Outra situação corriqueira: você está na fila do supermercado, com um carrinho cheio de compras, impaciente para chegar logo ao caixa e pagar. "Falta muito?", você pergunta para a pessoa à sua frente. "Um pouco", ela responde, olhando para o relógio. Onde está o sujeito? Novamente, reduzido à mínima expressão: "Falta um pouco para a minha vez no caixa". Mas, quem precisa de todas essas palavras quando podemos nos comunicar tão eficientemente apenas com o essencial?

A redução do sujeito é como um jogo de esconde-esconde com as palavras.
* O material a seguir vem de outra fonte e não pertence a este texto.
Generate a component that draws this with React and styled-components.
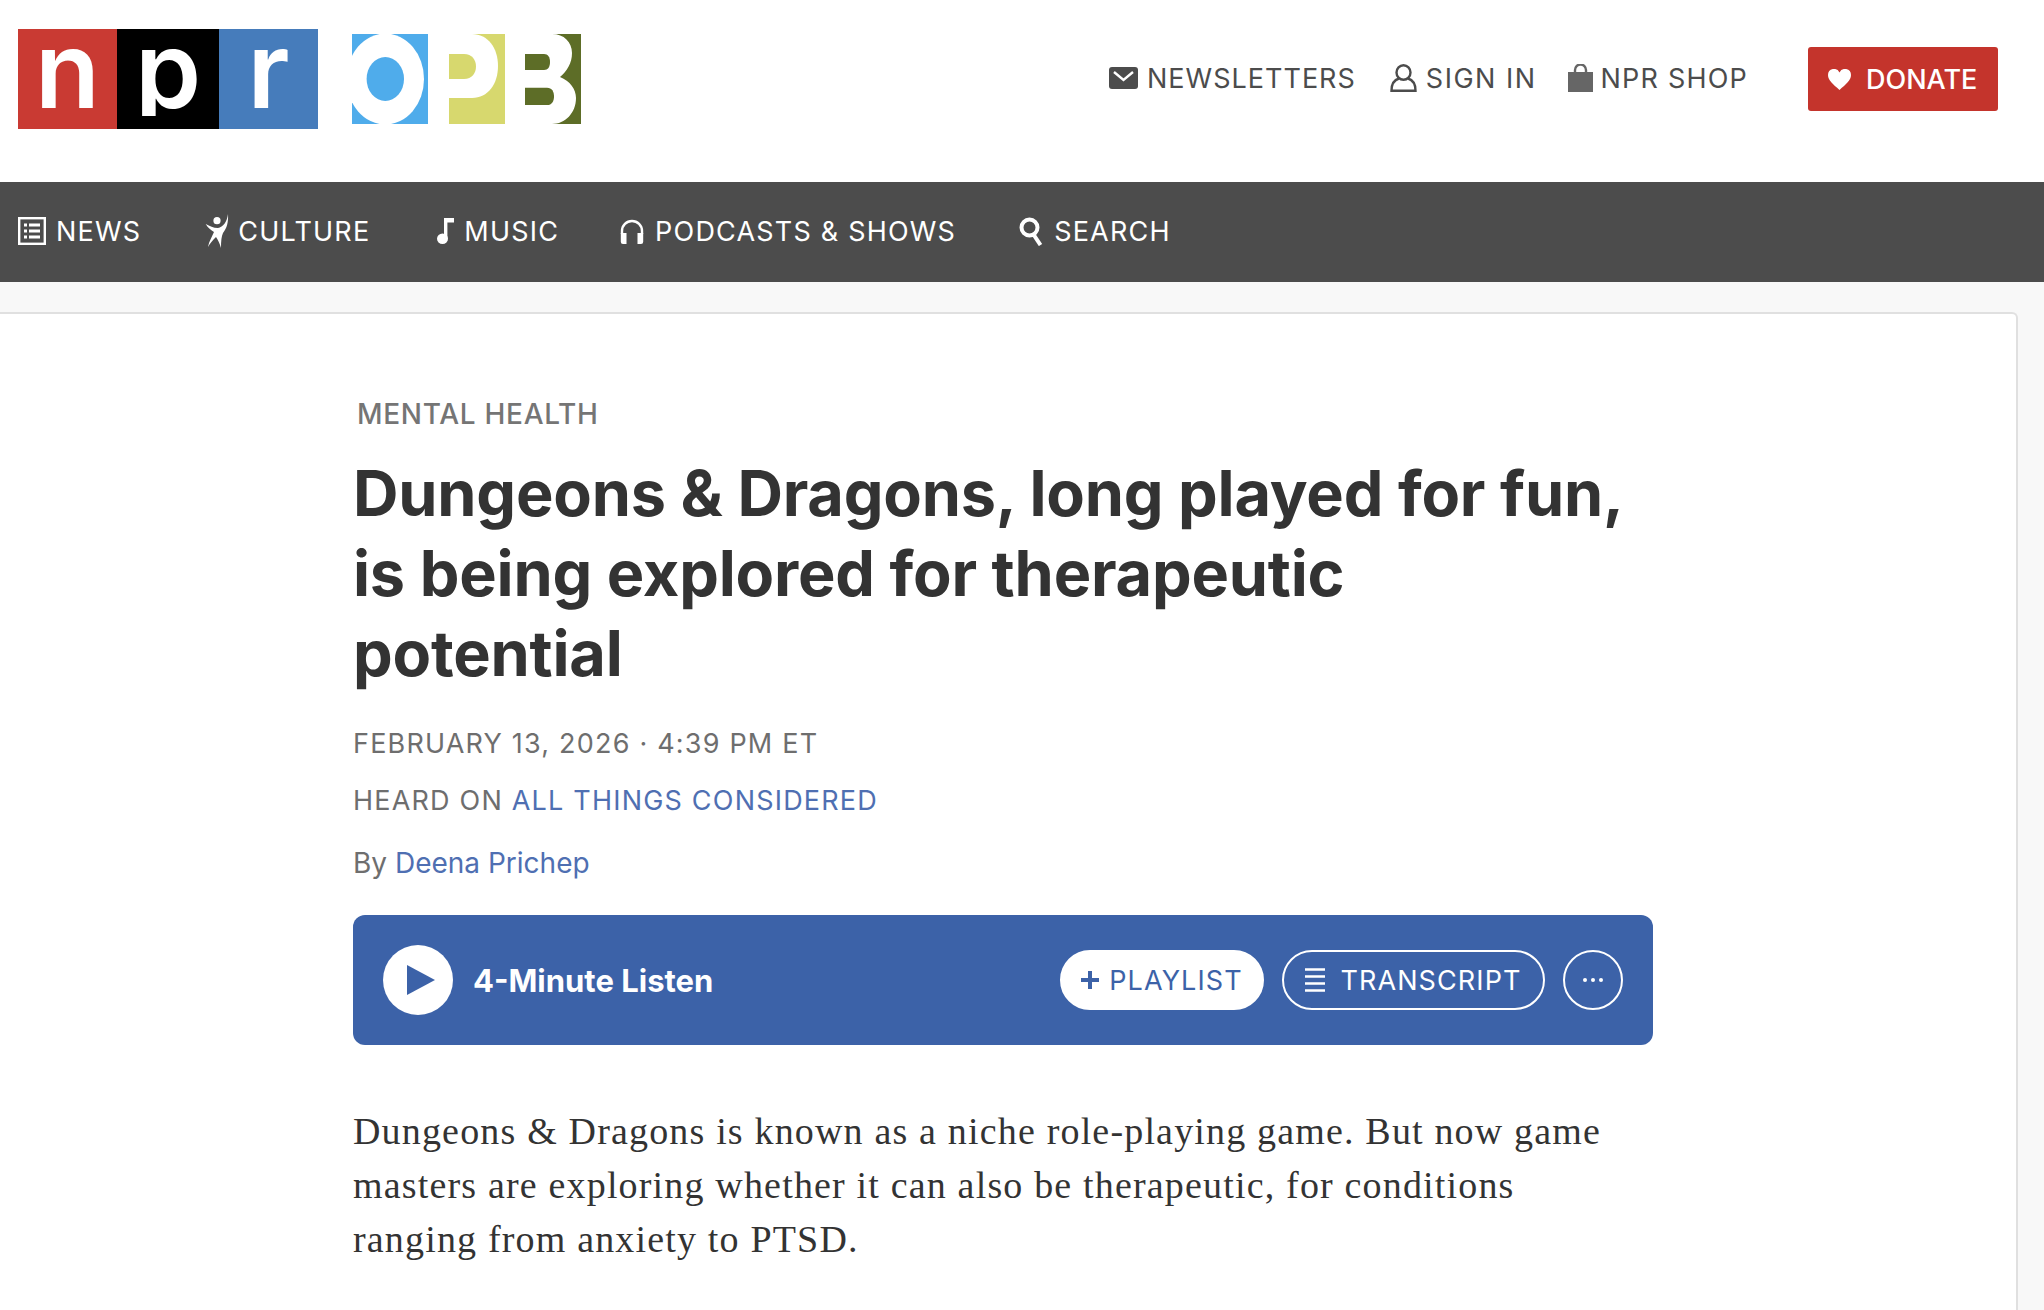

Elas se escondem por trás de verbos, de expressões, de gestos e olhares, mas sempre estão lá, prontas para serem descobertas pelo ouvinte atento. É a magia da comunicação humana, essa capacidade de nos entendermos mesmo quando as palavras são escassas.

Entretanto, é importante lembrar que nem sempre a redução do sujeito é apropriada. Em contextos formais, como em textos acadêmicos ou profissionais, é fundamental manter a clareza e a precisão da linguagem, evitando ambiguidades que possam comprometer a compreensão do texto. Mas, no dia a dia, nas conversas informais, na troca rápida de informações, a redução do sujeito é como uma ferramenta de agilidade, permitindo-nos comunicar de forma eficiente, sem perder tempo com palavras desnecessárias. 

Portanto, quando você se deparar com uma frase sem sujeito, não se assuste. Apenas mergulhe no contexto, deixe-se levar pela cadência da língua e descubra por si mesmo onde está escondido o sujeito perdido. E lembre-se, na arte da comunicação, menos pode ser mais, desde que saibamos onde encontrar o essencial entre as entrelinhas. Embora isto não me agrade muito, pois reduzir nossa língua portuguesa é o mesmo que tirar pouco a pouco sua beleza.